Records contained in a dataset
►
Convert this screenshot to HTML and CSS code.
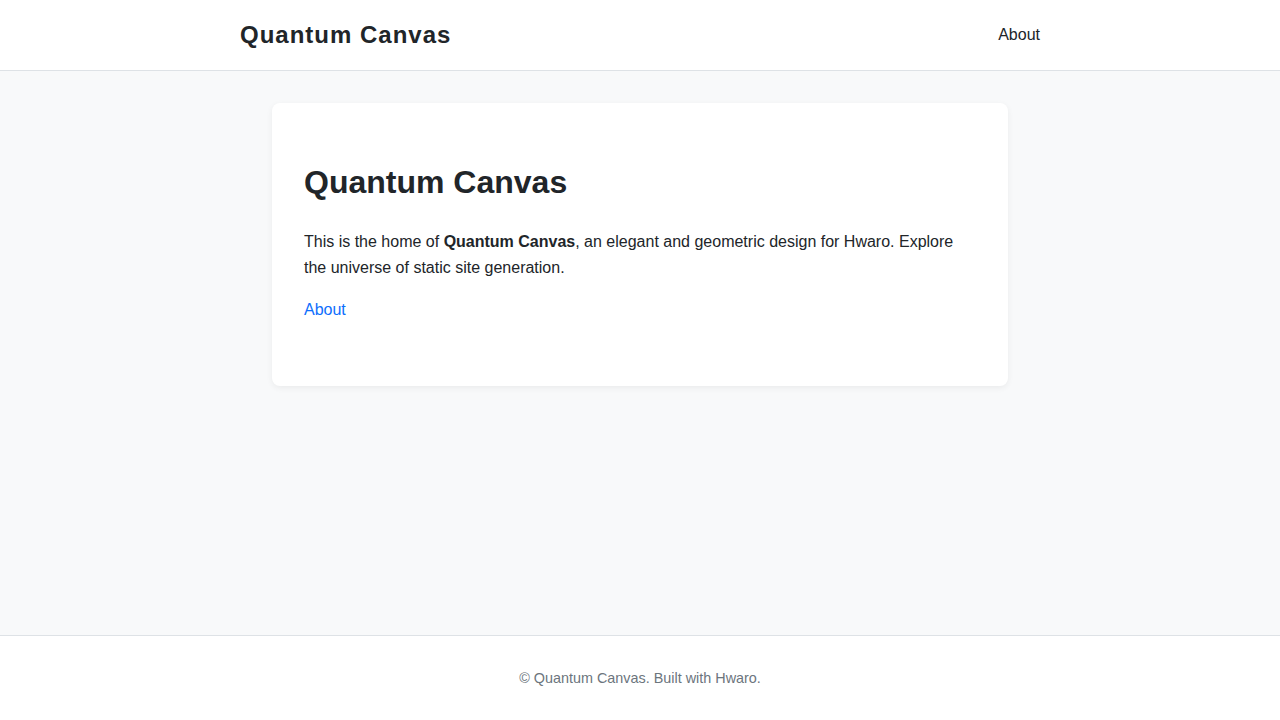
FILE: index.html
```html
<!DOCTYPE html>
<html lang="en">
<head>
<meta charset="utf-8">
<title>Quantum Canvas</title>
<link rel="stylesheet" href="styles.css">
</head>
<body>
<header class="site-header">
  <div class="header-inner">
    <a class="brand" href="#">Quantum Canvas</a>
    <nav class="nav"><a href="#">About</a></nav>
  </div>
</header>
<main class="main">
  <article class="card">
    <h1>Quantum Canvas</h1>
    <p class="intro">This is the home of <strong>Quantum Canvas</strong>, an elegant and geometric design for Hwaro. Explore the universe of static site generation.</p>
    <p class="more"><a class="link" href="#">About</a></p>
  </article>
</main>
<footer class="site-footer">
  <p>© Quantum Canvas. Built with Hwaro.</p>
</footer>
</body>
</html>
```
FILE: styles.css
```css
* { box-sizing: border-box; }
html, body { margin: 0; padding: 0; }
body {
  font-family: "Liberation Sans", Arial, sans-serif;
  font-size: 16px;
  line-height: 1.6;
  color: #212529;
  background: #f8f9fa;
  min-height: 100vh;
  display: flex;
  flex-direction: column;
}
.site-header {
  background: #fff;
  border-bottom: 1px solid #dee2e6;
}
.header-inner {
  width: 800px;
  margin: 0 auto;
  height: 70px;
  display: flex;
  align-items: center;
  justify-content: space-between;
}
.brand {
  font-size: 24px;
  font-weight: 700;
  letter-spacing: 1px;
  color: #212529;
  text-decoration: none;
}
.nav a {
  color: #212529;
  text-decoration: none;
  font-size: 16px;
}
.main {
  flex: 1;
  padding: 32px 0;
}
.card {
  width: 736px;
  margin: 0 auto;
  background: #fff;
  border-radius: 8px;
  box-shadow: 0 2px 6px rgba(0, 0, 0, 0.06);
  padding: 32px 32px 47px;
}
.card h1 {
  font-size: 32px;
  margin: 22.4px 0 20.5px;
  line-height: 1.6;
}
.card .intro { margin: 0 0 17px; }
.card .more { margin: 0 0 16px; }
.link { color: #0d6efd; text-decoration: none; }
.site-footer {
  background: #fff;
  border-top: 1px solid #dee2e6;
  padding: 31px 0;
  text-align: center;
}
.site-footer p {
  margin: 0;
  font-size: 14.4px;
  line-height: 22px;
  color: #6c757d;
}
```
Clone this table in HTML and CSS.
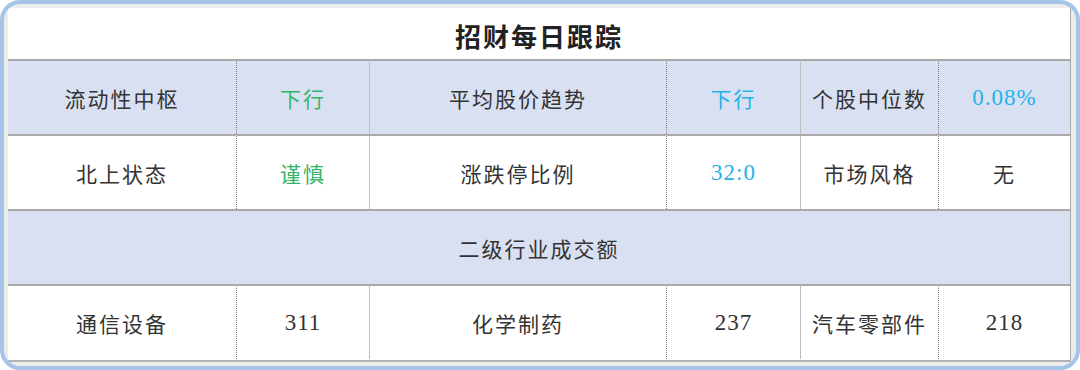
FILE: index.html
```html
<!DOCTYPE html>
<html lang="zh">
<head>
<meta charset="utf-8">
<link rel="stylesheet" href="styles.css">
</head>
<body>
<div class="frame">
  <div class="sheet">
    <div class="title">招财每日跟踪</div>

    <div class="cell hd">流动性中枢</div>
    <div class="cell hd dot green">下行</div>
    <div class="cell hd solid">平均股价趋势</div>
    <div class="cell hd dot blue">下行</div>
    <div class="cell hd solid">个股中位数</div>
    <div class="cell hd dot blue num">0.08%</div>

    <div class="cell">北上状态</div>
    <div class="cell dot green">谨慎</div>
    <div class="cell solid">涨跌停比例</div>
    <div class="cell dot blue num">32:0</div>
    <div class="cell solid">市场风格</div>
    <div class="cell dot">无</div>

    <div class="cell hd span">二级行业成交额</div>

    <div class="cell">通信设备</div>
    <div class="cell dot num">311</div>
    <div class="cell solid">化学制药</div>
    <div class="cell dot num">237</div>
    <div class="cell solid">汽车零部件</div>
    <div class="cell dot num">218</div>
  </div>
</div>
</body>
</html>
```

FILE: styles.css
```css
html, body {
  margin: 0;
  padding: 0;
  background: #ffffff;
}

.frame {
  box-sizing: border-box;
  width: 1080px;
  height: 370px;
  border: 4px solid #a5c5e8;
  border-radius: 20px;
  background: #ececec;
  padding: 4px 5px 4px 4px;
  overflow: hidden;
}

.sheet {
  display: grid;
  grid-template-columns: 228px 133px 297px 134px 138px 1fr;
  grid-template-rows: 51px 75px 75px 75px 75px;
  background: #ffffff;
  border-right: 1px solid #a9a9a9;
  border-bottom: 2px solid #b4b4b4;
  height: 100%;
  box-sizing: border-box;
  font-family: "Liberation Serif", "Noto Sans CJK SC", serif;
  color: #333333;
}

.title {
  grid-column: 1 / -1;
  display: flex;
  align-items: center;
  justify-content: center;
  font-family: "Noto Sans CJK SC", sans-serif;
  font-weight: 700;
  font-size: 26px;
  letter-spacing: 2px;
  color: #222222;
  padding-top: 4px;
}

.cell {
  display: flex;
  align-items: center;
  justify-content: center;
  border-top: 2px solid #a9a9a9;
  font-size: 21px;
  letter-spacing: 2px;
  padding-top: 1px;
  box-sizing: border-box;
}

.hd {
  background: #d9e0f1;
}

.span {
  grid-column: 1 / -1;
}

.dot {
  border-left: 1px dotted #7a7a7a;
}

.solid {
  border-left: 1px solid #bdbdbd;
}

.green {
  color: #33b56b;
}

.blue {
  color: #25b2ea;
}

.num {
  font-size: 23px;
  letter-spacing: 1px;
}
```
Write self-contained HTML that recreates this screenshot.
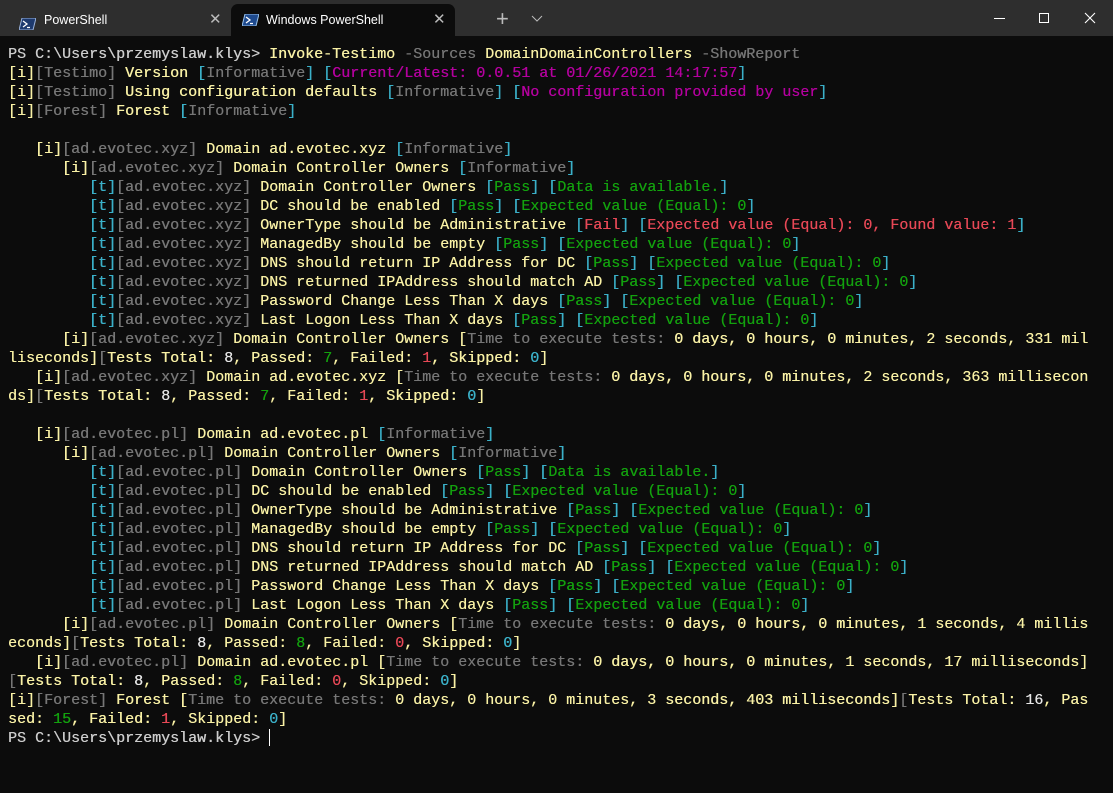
◄
All the lines above are to be reproduced exactly, except the pictures.

Result for this task:
Convert this screenshot to HTML and CSS code.
FILE: index.html
```html
<!DOCTYPE html>
<html lang="en">
<head>
<meta charset="utf-8">
<title>Quantum Canvas</title>
<link rel="stylesheet" href="styles.css">
</head>
<body>
<header class="site-header">
  <div class="header-inner">
    <a class="brand" href="#">Quantum Canvas</a>
    <nav class="nav"><a href="#">About</a></nav>
  </div>
</header>
<main class="main">
  <article class="card">
    <h1>Quantum Canvas</h1>
    <p class="intro">This is the home of <strong>Quantum Canvas</strong>, an elegant and geometric design for Hwaro. Explore the universe of static site generation.</p>
    <p class="more"><a class="link" href="#">About</a></p>
  </article>
</main>
<footer class="site-footer">
  <p>© Quantum Canvas. Built with Hwaro.</p>
</footer>
</body>
</html>
```
FILE: styles.css
```css
* { box-sizing: border-box; }
html, body { margin: 0; padding: 0; }
body {
  font-family: "Liberation Sans", Arial, sans-serif;
  font-size: 16px;
  line-height: 1.6;
  color: #212529;
  background: #f8f9fa;
  min-height: 100vh;
  display: flex;
  flex-direction: column;
}
.site-header {
  background: #fff;
  border-bottom: 1px solid #dee2e6;
}
.header-inner {
  width: 800px;
  margin: 0 auto;
  height: 70px;
  display: flex;
  align-items: center;
  justify-content: space-between;
}
.brand {
  font-size: 24px;
  font-weight: 700;
  letter-spacing: 1px;
  color: #212529;
  text-decoration: none;
}
.nav a {
  color: #212529;
  text-decoration: none;
  font-size: 16px;
}
.main {
  flex: 1;
  padding: 32px 0;
}
.card {
  width: 736px;
  margin: 0 auto;
  background: #fff;
  border-radius: 8px;
  box-shadow: 0 2px 6px rgba(0, 0, 0, 0.06);
  padding: 32px 32px 47px;
}
.card h1 {
  font-size: 32px;
  margin: 22.4px 0 20.5px;
  line-height: 1.6;
}
.card .intro { margin: 0 0 17px; }
.card .more { margin: 0 0 16px; }
.link { color: #0d6efd; text-decoration: none; }
.site-footer {
  background: #fff;
  border-top: 1px solid #dee2e6;
  padding: 31px 0;
  text-align: center;
}
.site-footer p {
  margin: 0;
  font-size: 14.4px;
  line-height: 22px;
  color: #6c757d;
}
```
Clone this table in HTML and CSS.
FILE: index.html
```html
<!DOCTYPE html>
<html lang="zh">
<head>
<meta charset="utf-8">
<link rel="stylesheet" href="styles.css">
</head>
<body>
<div class="frame">
  <div class="sheet">
    <div class="title">招财每日跟踪</div>

    <div class="cell hd">流动性中枢</div>
    <div class="cell hd dot green">下行</div>
    <div class="cell hd solid">平均股价趋势</div>
    <div class="cell hd dot blue">下行</div>
    <div class="cell hd solid">个股中位数</div>
    <div class="cell hd dot blue num">0.08%</div>

    <div class="cell">北上状态</div>
    <div class="cell dot green">谨慎</div>
    <div class="cell solid">涨跌停比例</div>
    <div class="cell dot blue num">32:0</div>
    <div class="cell solid">市场风格</div>
    <div class="cell dot">无</div>

    <div class="cell hd span">二级行业成交额</div>

    <div class="cell">通信设备</div>
    <div class="cell dot num">311</div>
    <div class="cell solid">化学制药</div>
    <div class="cell dot num">237</div>
    <div class="cell solid">汽车零部件</div>
    <div class="cell dot num">218</div>
  </div>
</div>
</body>
</html>
```

FILE: styles.css
```css
html, body {
  margin: 0;
  padding: 0;
  background: #ffffff;
}

.frame {
  box-sizing: border-box;
  width: 1080px;
  height: 370px;
  border: 4px solid #a5c5e8;
  border-radius: 20px;
  background: #ececec;
  padding: 4px 5px 4px 4px;
  overflow: hidden;
}

.sheet {
  display: grid;
  grid-template-columns: 228px 133px 297px 134px 138px 1fr;
  grid-template-rows: 51px 75px 75px 75px 75px;
  background: #ffffff;
  border-right: 1px solid #a9a9a9;
  border-bottom: 2px solid #b4b4b4;
  height: 100%;
  box-sizing: border-box;
  font-family: "Liberation Serif", "Noto Sans CJK SC", serif;
  color: #333333;
}

.title {
  grid-column: 1 / -1;
  display: flex;
  align-items: center;
  justify-content: center;
  font-family: "Noto Sans CJK SC", sans-serif;
  font-weight: 700;
  font-size: 26px;
  letter-spacing: 2px;
  color: #222222;
  padding-top: 4px;
}

.cell {
  display: flex;
  align-items: center;
  justify-content: center;
  border-top: 2px solid #a9a9a9;
  font-size: 21px;
  letter-spacing: 2px;
  padding-top: 1px;
  box-sizing: border-box;
}

.hd {
  background: #d9e0f1;
}

.span {
  grid-column: 1 / -1;
}

.dot {
  border-left: 1px dotted #7a7a7a;
}

.solid {
  border-left: 1px solid #bdbdbd;
}

.green {
  color: #33b56b;
}

.blue {
  color: #25b2ea;
}

.num {
  font-size: 23px;
  letter-spacing: 1px;
}
```
Write self-contained HTML that recreates this screenshot.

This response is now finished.